Feature Flags: How to Ship Faster With Less Risk
Feature flags decouple deploy from release, turning scary launches into boring ones. Here's how we use them to ship continuously, roll out gradually, and roll back instantly.
Deploy Is Not Release
The core idea: merge and deploy code continuously, but control who sees a feature with a flag.

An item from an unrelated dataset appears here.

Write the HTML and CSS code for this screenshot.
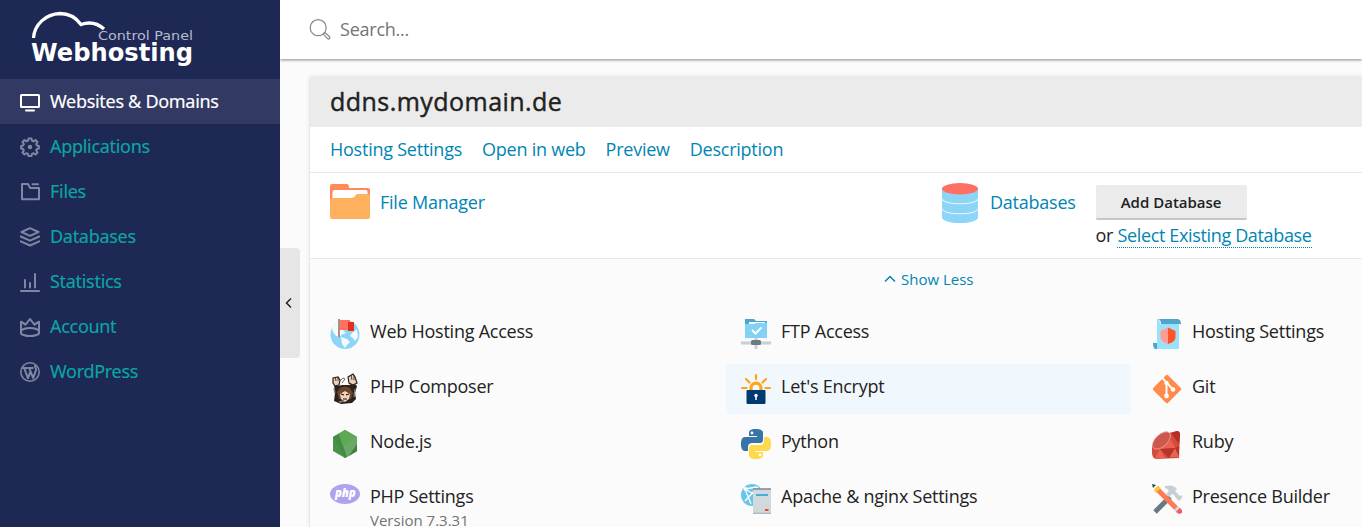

A bug in a flagged feature affects 1% of users, not 100%, and you turn it off without a redeploy.
Types of Flags
- Release flags: Gate unfinished features in main
- Experiment flags: A/B test variations
- Ops flags: Kill switches for expensive or risky subsystems
- Permission flags: Gate features by plan tier
Gradual Rollouts
- Start at 1% internal, then 5%, 25%, 100%
- Watch error rates and latency at each step
- Automatic rollback if a metric crosses threshold
Keep Flags Clean
The biggest risk is flag debt — hundreds of stale flags nobody dares remove:
- Set an expiry on every release flag
- Track flag ownership
- Schedule regular cleanup sprints to delete dead flags and their branches
Testing With Flags
Test both states of every flag in CI. A feature that works on but crashes off is a landmine waiting for the rollback you'll inevitably need.
The Result
Teams using flags well deploy many times a day with confidence, because a deploy is no longer a release. The blast radius of any change is something you control with a slider, not a prayer.